Baseball Info Solutions analyst Scott Spratt offered one potential transformation at SABR, with a new model for integrating shifts into fielding stats such as Defensive Runs Saved. In situations where several fielders could make a play on the ball because of an extreme shift — which places several players on one side of the field, making it difficult for current metrics to apportion individual credit for a defensive run saved — the model gives some of the credit to the whole team. According to Spratt, the Tampa Bay Rays (not surprisingly, one of the most sabermetrically savvy teams in baseball) led the league in these separate, team-based runs saved on shifts last year.

Another of the conference’s talks dug deeper into Statcast’s exit velocity information. Most notably, Brian Cartwright, creator of the Oliver projections at FanGraphs, discussed how exit velocity alters our view of defense-independent pitching statistics. DIPS theory is one of sabermetrics’ most treasured counterintuitive insights — the idea that pitchers bear no responsibility for the results of balls in play — but Cartwright showed that a ball’s velocity off the bat is partly attributable to the pitcher (even if the batter deserves more of the credit). He also broke down exit velocity by angle and explained that even fly balls allowed by ground-ball pitchers travel at a lower angle, making them more difficult for the defense to field. For instance, Andrew McCutchen and his fellow Pirate outfielders were notably harmed by their ground-ball pitching staff’s tendency to allow these low screamers.

Most analyses of exit velocity so far have concluded that, contrary to DIPS, pitchers do vary some in their ability to prevent hits. So even if, generally speaking, a pitcher’s fielding-independent metrics are more predictive than his ERA, Cartwright’s results suggest that pitchers still deserve some credit in a given year for the batting average they allow on balls in play. As we come to better understand the granular data from Statcast, it’s possible that popular DIPS metrics such as fielding independent pitching will become outmoded.
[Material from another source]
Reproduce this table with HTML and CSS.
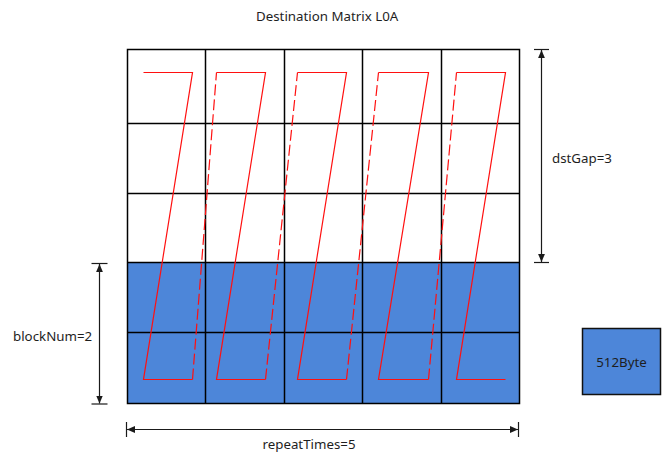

New data could also revamp our understanding of player health. Injuries are one of the last remaining unknown areas in sabermetrics, partially because they are not tracked in the box score or other sources of data. (Although the disabled list gives some injury information, it’s nowhere near complete, as many major leaguers play through pain and discomfort.) But Baseball Info Solutions began tracking injury data in 2015, with stringers manually rating every incident in which a player limped on the bases or was struck by a foul ball.

Unsurprisingly, Joe Rosales of Baseball Info Solutions reported at SABR that catchers suffer by far the largest injury burden, thanks primarily to foul balls and backswings from the batter. Rosales also showed that catchers coming off games with multiple injuries to the head see a reduction in offensive performance for the next few days.12 That injuries have an impact on performance isn’t shocking, but gathering the data to prove it is a big step forward.

Finally, there’s another source of data even more exotic than exit velocity and defensive positioning. A company called deCervo specializes in monitoring the brain activity of athletes as they perform tasks such as pitch recognition. DeCervo’s software simulates the flight of a pitch and asks users to decide whether it will be in or outside of the strike zone. In a separate game, users can practice their pitch recognition by identifying the pitch type based on its motion. Using a combination of techniques,13 deCervo CEO Jason Sherwin showed that certain areas of the brain light up as athletes monitor the flight of the “pitch” and make the split-second decision to hit a button to react.

Sherwin had preliminary results that showed correlations between neurological readouts and performance (for example, on-base percentage), so deCervo’s technology could be promising for identifying athletes with major league potential. And even without any neural monitoring, it allows athletes to “gamify” their training by attempting to distinguish the motion path of different pitches at varying speeds and arm angles based on real PitchF/X data. Sherwin said he believed this kind of software would offer a new way for athletes to sharpen their pitch recognition skills.

What many of these new data sources have in common is an emphasis on process. Outcomes — strikes, walks, home runs and so forth — are already well-tracked and have been scrutinized by sabermetricians for decades. But the new generation of data will allow analysts to understand how those outcomes are generated, perhaps even down to the level of a player’s brain activity. Some of this process-oriented data challenges cherished analytics theories like DIPS; some of it confirms the utility of sabermetric dogma like shifting. And some of it will probably advance our understanding of baseball in ways we can’t yet predict.

Disclosure: The author works as a statistical consultant for the Toronto Blue Jays.